If they don’t believe in God, what exactly are they afraid of?
What indeed? This is the question being considered by scientists considering whether humans are "hard wired" to believe in God. I think so and think we were wired that way by a creator. But the scientists are working on the puzzle. The full text of the rather long article is here: Darwin's God.

But I wonder...would you have put your hand in the box?

The Rev. Frank Logue, Pastor



  • At 3/06/2007 8:11 AM, Anonymous Anonymous said…

    Back in the 80's, I am 99.9% sure that I would have put my hand in the box. Sadly, though, I don't know if it would have been because of my faith in God, or because I was young and "invincible." I thrived on the excitement that a dare could bring to me back then.

    In my defense, however, even though I had developed major resentments toward my religion, I never had any doubt in the existence of God. I know that because of faith, I would not have believed in any mystical powers of an ancient relic and would have put my hand in, or not. Because of this faith, I may have seen the whole experiment as a waste of time for me.
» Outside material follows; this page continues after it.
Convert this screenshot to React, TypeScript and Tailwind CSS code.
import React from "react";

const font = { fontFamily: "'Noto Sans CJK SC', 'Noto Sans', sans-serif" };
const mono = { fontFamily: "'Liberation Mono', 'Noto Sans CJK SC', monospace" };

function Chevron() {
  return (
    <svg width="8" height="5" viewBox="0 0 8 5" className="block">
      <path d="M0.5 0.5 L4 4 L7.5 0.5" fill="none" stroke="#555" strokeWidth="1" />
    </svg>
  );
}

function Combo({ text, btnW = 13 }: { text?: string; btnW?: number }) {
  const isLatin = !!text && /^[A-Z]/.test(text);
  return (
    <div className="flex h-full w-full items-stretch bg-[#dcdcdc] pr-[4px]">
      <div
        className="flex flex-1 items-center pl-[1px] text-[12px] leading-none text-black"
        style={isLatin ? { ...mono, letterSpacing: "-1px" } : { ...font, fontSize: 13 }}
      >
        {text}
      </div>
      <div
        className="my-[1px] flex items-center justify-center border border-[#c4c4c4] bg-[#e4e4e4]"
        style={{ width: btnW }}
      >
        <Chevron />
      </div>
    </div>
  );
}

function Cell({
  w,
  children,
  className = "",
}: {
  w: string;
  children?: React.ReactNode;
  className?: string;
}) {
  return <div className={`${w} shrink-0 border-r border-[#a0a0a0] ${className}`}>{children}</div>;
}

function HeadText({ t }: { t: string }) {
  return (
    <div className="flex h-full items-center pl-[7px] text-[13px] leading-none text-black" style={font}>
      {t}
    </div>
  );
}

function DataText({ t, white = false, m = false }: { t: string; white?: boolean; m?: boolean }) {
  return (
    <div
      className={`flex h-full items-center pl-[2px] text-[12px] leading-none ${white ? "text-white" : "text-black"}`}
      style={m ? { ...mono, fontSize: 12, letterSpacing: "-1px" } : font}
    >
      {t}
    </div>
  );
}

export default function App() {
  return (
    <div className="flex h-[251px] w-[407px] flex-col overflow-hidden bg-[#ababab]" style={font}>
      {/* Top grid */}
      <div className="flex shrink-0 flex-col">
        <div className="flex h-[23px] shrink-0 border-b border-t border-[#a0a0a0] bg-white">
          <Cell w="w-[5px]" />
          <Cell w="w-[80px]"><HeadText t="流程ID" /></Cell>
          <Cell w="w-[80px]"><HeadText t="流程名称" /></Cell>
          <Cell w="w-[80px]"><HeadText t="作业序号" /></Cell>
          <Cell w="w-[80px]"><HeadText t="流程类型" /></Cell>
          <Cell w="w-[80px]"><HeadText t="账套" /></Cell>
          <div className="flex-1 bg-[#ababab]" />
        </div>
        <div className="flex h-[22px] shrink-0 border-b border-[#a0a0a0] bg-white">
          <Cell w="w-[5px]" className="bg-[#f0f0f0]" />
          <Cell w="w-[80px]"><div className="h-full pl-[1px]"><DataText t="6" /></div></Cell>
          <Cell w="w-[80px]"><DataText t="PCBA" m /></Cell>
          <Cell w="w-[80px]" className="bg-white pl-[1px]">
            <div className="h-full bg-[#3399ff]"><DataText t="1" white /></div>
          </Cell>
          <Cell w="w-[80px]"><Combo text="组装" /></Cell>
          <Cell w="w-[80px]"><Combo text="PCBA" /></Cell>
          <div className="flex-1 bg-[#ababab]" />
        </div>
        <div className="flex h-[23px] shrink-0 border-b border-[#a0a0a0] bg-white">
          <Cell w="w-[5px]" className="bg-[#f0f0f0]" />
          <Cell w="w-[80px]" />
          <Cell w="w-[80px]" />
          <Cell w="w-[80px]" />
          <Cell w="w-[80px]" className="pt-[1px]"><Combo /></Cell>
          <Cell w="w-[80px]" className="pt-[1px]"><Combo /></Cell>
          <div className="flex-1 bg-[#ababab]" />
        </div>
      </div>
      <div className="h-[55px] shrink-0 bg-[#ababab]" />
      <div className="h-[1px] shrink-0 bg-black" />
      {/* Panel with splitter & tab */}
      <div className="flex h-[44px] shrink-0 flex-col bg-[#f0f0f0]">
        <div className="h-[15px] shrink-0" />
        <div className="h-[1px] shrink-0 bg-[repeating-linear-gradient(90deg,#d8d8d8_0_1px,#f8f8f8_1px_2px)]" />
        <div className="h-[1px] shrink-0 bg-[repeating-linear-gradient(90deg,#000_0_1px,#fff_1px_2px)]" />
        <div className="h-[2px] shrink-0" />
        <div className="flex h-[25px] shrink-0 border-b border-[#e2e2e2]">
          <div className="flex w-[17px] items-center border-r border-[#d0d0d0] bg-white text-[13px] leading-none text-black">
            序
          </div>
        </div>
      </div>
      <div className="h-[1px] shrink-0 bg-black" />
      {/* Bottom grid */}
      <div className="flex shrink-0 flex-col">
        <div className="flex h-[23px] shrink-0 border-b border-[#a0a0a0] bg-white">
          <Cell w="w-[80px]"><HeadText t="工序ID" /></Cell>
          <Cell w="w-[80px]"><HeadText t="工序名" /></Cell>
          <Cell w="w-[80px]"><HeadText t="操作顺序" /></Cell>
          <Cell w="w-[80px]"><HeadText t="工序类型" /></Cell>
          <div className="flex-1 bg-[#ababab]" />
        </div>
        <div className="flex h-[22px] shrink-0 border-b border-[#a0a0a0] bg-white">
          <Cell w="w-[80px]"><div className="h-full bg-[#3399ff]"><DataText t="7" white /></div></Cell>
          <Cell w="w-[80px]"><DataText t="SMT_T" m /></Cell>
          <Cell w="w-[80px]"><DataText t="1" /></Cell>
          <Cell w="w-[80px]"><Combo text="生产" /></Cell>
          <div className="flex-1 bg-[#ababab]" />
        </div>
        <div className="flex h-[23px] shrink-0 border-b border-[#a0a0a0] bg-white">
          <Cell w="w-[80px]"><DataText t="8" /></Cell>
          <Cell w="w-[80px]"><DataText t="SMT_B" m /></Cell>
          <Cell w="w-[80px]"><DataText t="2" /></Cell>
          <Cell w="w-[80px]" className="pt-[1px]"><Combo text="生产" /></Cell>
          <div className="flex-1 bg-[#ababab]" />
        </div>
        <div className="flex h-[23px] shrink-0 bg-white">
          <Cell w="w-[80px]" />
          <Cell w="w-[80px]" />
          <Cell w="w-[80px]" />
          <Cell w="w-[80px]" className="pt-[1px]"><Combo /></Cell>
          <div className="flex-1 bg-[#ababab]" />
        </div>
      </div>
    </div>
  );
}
    It's sad that these scientists continue trying to prove or disprove the existence of God and unfold the mysteries of faith. They're missing out on the joy we receive from faith alone.

  • At 3/06/2007 11:28 AM, Blogger Robin D. said…
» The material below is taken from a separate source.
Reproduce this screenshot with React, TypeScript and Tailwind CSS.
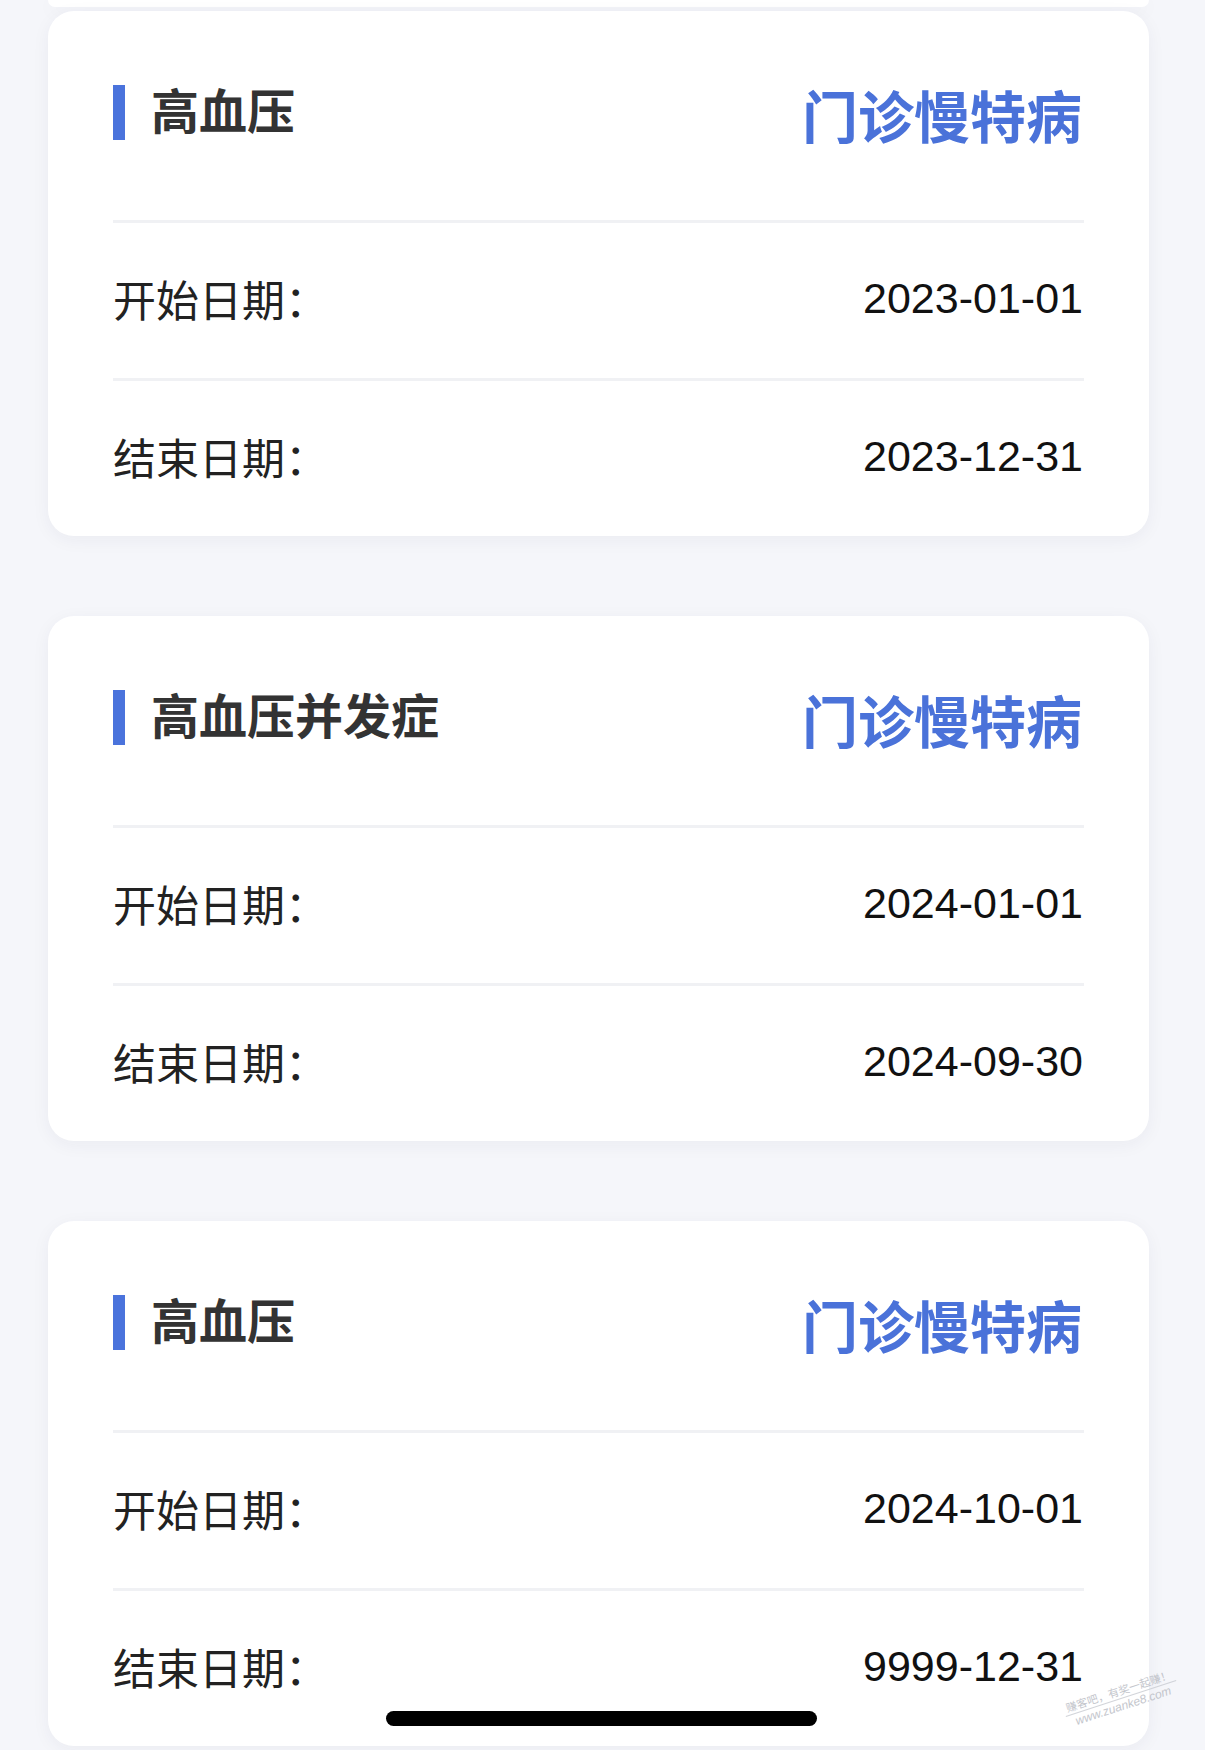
import React from 'react';

interface Record {
  name: string;
  category: string;
  start: string;
  end: string;
}

const RECORDS: Record[] = [
  { name: '高血压', category: '门诊慢特病', start: '2023-01-01', end: '2023-12-31' },
  { name: '高血压并发症', category: '门诊慢特病', start: '2024-01-01', end: '2024-09-30' },
  { name: '高血压', category: '门诊慢特病', start: '2024-10-01', end: '9999-12-31' },
];

const cjk = { fontFamily: '"Noto Sans CJK SC", "Noto Sans", sans-serif' };
const latin = { fontFamily: '"Liberation Sans", Arial, sans-serif' };

const InfoRow: React.FC<{ label: string; value: string }> = ({ label, value }) => (
  <div className="flex h-[155px] items-center justify-between pb-[5px]">
    <span className="text-[43px] leading-none text-[#222222]" style={cjk}>
      {label}
    </span>
    <span className="mr-[1px] text-[43px] leading-none text-[#111111]" style={latin}>
      {value}
    </span>
  </div>
);

const RecordCard: React.FC<{ record: Record }> = ({ record }) => (
  <div className="ml-[48px] w-[1101px] rounded-[26px] bg-white px-[65px] shadow-[0_4px_18px_rgba(30,40,80,0.05)]">
    <div className="flex h-[209px] items-start justify-between pt-[74px]">
      <div className="flex items-center">
        <div className="h-[55px] w-[12px] bg-[#4a73dc]" />
        <span
          className="ml-[26px] -mt-[8px] text-[48px] font-semibold leading-[55px] text-[#333333]"
          style={cjk}
        >
          {record.name}
        </span>
      </div>
      <span
        className="mt-[1px] mr-[2px] text-[56px] font-semibold leading-[56px] text-[#4a72d9]"
        style={cjk}
      >
        {record.category}
      </span>
    </div>
    <div className="h-[3px] bg-[#f0f1f4]" />
    <InfoRow label="开始日期：" value={record.start} />
    <div className="h-[3px] bg-[#f0f1f4]" />
    <InfoRow label="结束日期：" value={record.end} />
  </div>
);

export default function App() {
  return (
    <div className="relative h-[1750px] w-[1205px] overflow-hidden bg-[#f5f6fa]">
      {/* tail of the card above */}
      <div className="ml-[48px] h-[7px] w-[1101px] rounded-b-[26px] bg-white shadow-[0_4px_18px_rgba(30,40,80,0.05)]" />
      <div className="mt-[4px] flex flex-col gap-[80px]">
        {RECORDS.map((r, i) => (
          <RecordCard key={i} record={r} />
        ))}
      </div>

      {/* watermark */}
      <div
        className="absolute left-[1058px] top-[1684px] w-[126px] origin-center -rotate-[18deg] text-center text-[#b5b8bf] opacity-80"
        style={cjk}
      >
        <div className="text-[11px] leading-[13px]">赚客吧，有奖一起赚！</div>
        <div className="mx-auto my-[1px] h-px w-[116px] bg-[#c8cbd1]" />
        <div className="text-[12px] italic leading-[13px]" style={latin}>
          www.zuanke8.com
        </div>
      </div>

      {/* home indicator */}
      <div className="absolute left-[386px] top-[1711px] h-[15px] w-[431px] rounded-full bg-black" />
    </div>
  );
}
    Most people who chose not to believe in God make their arguments against the lamest and most ridiculous claims made by religions.

    The first and most absurd claim made by us the faithful, is that God's Existence can not be proved so therefore we must accept him on "Blind Faith" or "Thall shalt not test the Lord your God!"

    The Bible is full of men who tested God. Abram, Gideon, Moses, etc...

    A few years ago Stephen W. Hawkings stood the physics community on its ear by postulating that at the center/bottom of a black hole matter/light/energy/information simply ceased to exist. He backed it up with a beautiful formula and dared the physics community to prove him wrong. (You may view this short and elegant paper at ).

    As you can imagine most physicists hated that idea because they had become quite used to “The Law of Conservation of Matter”. This Law states that matter cannot be created or destroyed, only redistributed.

    That Law quite conveniently omits any potential Extra-Universal Actor and the possibility that something could be created from nothing. A short time later, when the ramifications were realized that with utter un-creation there must have been a creation, Stephen Hawkings himself had to come up with a way to refute his own theory using Multiverse Theoreticals. If some thing ceased to exist in one universe it must still exist in another universe, so the thing that ceased to exist wasn’t mathematically viable in the first place. No elegant formulas this time, just dirty excuses.

    The truth is that most laws of physics fit quite nicely with a belief in God who is an involved Creator. You just can’t make your box too small! The Universe exists in God, not the other way around. IF YOU DON’T LIKE GOD BEING THAT BIG THEN GET OUT!

    Theologically, how could we reject physical proof of his existence? Scientifically, how can you be lazy in your investigations of the Universe because you might, by accident prove something you didn’t intend?

  • At 3/06/2007 11:44 AM, Blogger Robin D. said…

    Correction the 1975 Paper with the elegant formula can be downloaded from ...

    The above mentioned web address was his lame excuse.

  • At 3/06/2007 12:07 PM, Anonymous Anonymous said…

    "Faith alone" was not intended to mean "blind faith." It merely means that I know that there is God. It is not blind faith because God makes his presence known to me in ways that I can understand and accept. I find joy in getting to know God rather than exploring the universe to find out "if" God...

    Yes, I too have tested God. But, why would I waste my time with that if I didn't know He was there in the first place?

  • At 3/06/2007 9:54 PM, Blogger Robin D. said…

    Did you read beyond my second paragraph?

    My comments were not a rebuttal to yours but a comment on the phrase, "God in a box".

  • At 3/08/2007 6:32 AM, Anonymous Anonymous said…

    The end of the Newsweek article puts it well:

    "This internal push and pull between the spiritual and the rational reflects what used to be called the “God of the gaps” view of religion. The presumption was that as science was able to answer more questions about the natural world, God would be invoked to answer fewer, and religion would eventually recede. Research about the evolution of religion suggests otherwise. No matter how much science can explain, it seems, the real gap that God fills is an emptiness that our big-brained mental architecture interprets as a yearning for the supernatural. The drive to satisfy that yearning, according to both adaptationists and byproduct theorists, might be an inevitable and eternal part of what Atran calls the tragedy of human cognition."